Scottish Labour really must do better.
In a report (pdf) published today by the IPPR on the impact on northern England of potential Scottish independence, the think tank notes that in the event of corporation tax being cut to 12.5% – a proposition supported by a number of businessmen and women north of the border, and in line with Ireland – the deficit in Scotland would increase by almost £4 billion a year , requiring close to 8% growth to plug the revenue gap that would emerge.
With Scottish Labour’s shadow finance secretary Ken Macintosh declaring the figures demonstrated the SNP’s economic policies are “financially illiterate”, the Scottish Labour press release states that the IPPR report:
“…shows that under the SNP’s plans to cut Corporation Tax to 12.5%, Scotland would increase its budget deficit by almost £4 billion a year, requiring economic growth of almost 8% or unparalleled cuts to the public sector to cover the shortfall created.”
The only problem is that the SNP’s policy is to cut corporation tax to 20%, a position the IPPR states is “achievable”.
The IPPR report explains:
“The likelihood of Scotland being able to slash corporation tax to 12.5 per cent – as some leading Scottish business figures argue it should – seems remote, in the short to medium term.
“Indicative calculations carried out for this paper indicate that GDP growth of approximately 8 per cent would be required to make up the lost revenue – a tall order, especially in the current economic climate.

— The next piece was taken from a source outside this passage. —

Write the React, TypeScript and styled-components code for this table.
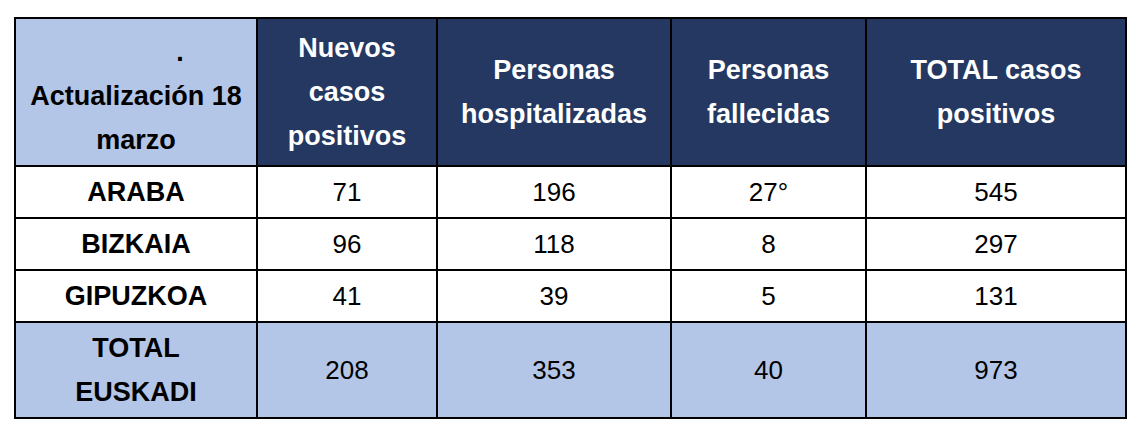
import React from 'react';
import styled, { createGlobalStyle } from 'styled-components';

const GlobalStyle = createGlobalStyle`
  html, body {
    margin: 0;
    padding: 0;
    background: #ffffff;
  }
  body {
    font-family: "Liberation Sans", Arial, sans-serif;
    color: #000000;
  }
`;

const NAVY = '#243862';
const LIGHT = '#b4c6e7';

const Page = styled.div`
  padding: 17px 0 0 14px;
`;

const Table = styled.table`
  border-collapse: collapse;
  table-layout: fixed;
  width: 1111px;
`;

const Col = styled.col<{ $w: number }>`
  width: ${(p) => p.$w}px;
`;

const HeadCell = styled.th<{ $light?: boolean }>`
  border: 2px solid #000;
  background: ${(p) => (p.$light ? LIGHT : NAVY)};
  color: ${(p) => (p.$light ? '#000' : '#fff')};
  font-size: 27px;
  font-weight: bold;
  line-height: 44px;
  text-align: center;
  vertical-align: middle;
  padding: ${(p) => (p.$light ? '8px 2px 0' : '0 2px')};
  height: ${(p) => (p.$light ? '138px' : '146px')};
`;

const Dot = styled.span`
  display: block;
  padding-left: 88px;
`;

const Row = styled.tr<{ $total?: boolean }>`
  background: ${(p) => (p.$total ? LIGHT : '#fff')};
`;

const Label = styled.td<{ $tall?: boolean }>`
  border: 2px solid #000;
  font-size: 27px;
  font-weight: bold;
  line-height: 44px;
  text-align: center;
  vertical-align: middle;
  padding: 0;
  height: ${(p) => (p.$tall ? '94px' : '50px')};
`;

const Value = styled.td`
  border: 2px solid #000;
  font-size: 26px;
  line-height: 30px;
  text-align: center;
  vertical-align: middle;
  padding: 0;
`;

const widths = [242, 180, 234, 195, 260];

const headers = [
  ['Nuevos', 'casos', 'positivos'],
  ['Personas', 'hospitalizadas'],
  ['Personas', 'fallecidas'],
  ['TOTAL casos', 'positivos'],
];

const rows = [
  { name: ['ARABA'], values: ['71', '196', '27°', '545'] },
  { name: ['BIZKAIA'], values: ['96', '118', '8', '297'] },
  { name: ['GIPUZKOA'], values: ['41', '39', '5', '131'] },
  { name: ['TOTAL', 'EUSKADI'], values: ['208', '353', '40', '973'], total: true },
];

const lines = (parts: string[]) =>
  parts.map((t, i) => (
    <React.Fragment key={i}>
      {i > 0 && <br />}
      {t}
    </React.Fragment>
  ));

export default function App() {
  return (
    <Page>
      <GlobalStyle />
      <Table>
        <colgroup>
          {widths.map((w, i) => (
            <Col key={i} $w={w} />
          ))}
        </colgroup>
        <thead>
          <tr>
            <HeadCell $light>
              <Dot>.</Dot>
              Actualización 18
              <br />
              marzo
            </HeadCell>
            {headers.map((h, i) => (
              <HeadCell key={i}>{lines(h)}</HeadCell>
            ))}
          </tr>
        </thead>
        <tbody>
          {rows.map((r) => (
            <Row key={r.name.join(' ')} $total={r.total}>
              <Label $tall={r.total}>{lines(r.name)}</Label>
              {r.values.map((v, i) => (
                <Value key={i}>{v}</Value>
              ))}
            </Row>
          ))}
        </tbody>
      </Table>
    </Page>
  );
}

“The SNP’s commitment to a 20 per cent rate of corporation tax looks more achievable, although this will require GDP growth in the region of 4 per cent – still a risky proposition. Furthermore, Scotland is a complex society and deep tax cuts would weaken its tax base, and that is something that comes with consequences.”
Whilst Scottish politics is often more hot air than anything else, Scottish Labour would do well to establish what SNP policy actually is before attacking it.
Whether it’s a cock-up or conspiracy, the message is simple, Labour must do better…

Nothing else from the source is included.